Wherever the string "this" appears in the listing, copy that line.

■ **EXCERPTED RECORDS**
## BEGIN

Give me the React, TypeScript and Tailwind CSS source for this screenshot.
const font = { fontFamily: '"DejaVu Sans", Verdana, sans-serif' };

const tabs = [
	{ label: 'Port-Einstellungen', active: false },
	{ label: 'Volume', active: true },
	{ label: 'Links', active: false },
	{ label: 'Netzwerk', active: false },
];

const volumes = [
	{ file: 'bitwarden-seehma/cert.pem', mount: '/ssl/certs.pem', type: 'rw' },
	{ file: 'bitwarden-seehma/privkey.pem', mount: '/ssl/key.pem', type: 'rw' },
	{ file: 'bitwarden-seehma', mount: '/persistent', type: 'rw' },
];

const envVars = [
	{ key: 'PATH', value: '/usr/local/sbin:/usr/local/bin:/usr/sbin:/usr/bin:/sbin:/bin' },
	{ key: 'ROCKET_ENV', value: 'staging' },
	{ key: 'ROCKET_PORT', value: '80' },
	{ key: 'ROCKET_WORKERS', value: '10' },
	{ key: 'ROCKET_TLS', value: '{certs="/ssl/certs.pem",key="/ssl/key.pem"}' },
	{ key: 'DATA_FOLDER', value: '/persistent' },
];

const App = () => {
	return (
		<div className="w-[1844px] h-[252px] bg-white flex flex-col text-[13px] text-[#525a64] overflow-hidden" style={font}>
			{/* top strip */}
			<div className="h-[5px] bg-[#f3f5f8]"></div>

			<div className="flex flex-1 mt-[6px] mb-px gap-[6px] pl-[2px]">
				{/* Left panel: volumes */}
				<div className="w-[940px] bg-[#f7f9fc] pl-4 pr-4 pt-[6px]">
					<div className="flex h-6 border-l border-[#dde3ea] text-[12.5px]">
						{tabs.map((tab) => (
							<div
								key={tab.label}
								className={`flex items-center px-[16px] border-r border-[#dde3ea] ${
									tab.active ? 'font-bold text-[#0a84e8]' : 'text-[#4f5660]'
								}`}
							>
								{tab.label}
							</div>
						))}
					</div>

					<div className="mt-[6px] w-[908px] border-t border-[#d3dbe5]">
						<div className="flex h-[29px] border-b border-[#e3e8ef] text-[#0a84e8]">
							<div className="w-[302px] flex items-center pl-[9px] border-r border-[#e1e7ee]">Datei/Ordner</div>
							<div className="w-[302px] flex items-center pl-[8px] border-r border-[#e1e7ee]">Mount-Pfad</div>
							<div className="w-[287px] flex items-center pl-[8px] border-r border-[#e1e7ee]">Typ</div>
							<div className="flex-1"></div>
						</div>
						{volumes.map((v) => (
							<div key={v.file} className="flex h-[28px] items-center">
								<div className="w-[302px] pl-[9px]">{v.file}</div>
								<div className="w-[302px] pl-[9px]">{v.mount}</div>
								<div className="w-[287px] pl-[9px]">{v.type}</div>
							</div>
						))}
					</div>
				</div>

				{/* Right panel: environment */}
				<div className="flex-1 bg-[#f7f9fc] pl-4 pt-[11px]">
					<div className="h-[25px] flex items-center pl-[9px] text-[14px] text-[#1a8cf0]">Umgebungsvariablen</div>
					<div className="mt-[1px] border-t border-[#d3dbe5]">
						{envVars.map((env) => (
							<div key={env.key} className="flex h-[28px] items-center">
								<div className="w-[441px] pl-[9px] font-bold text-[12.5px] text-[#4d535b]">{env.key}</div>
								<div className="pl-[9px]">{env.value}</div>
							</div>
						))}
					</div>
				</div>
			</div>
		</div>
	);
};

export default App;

## END
## BEGIN

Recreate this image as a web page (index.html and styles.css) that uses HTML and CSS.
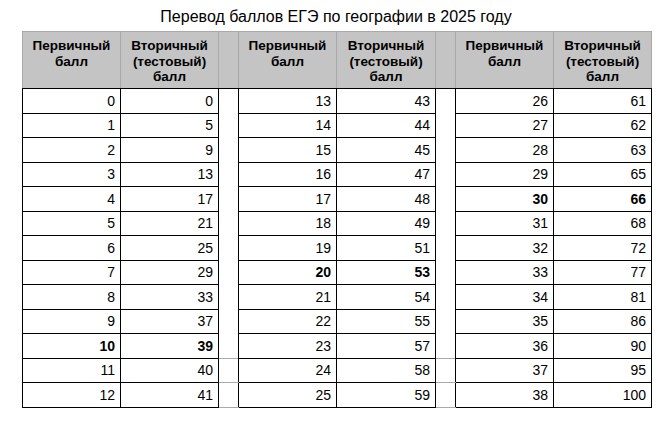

## END

■ **FINAL ANSWER**
Give me the React, TypeScript and Tailwind CSS source for this screenshot.
Recreate this image as a web page (index.html and styles.css) that uses HTML and CSS.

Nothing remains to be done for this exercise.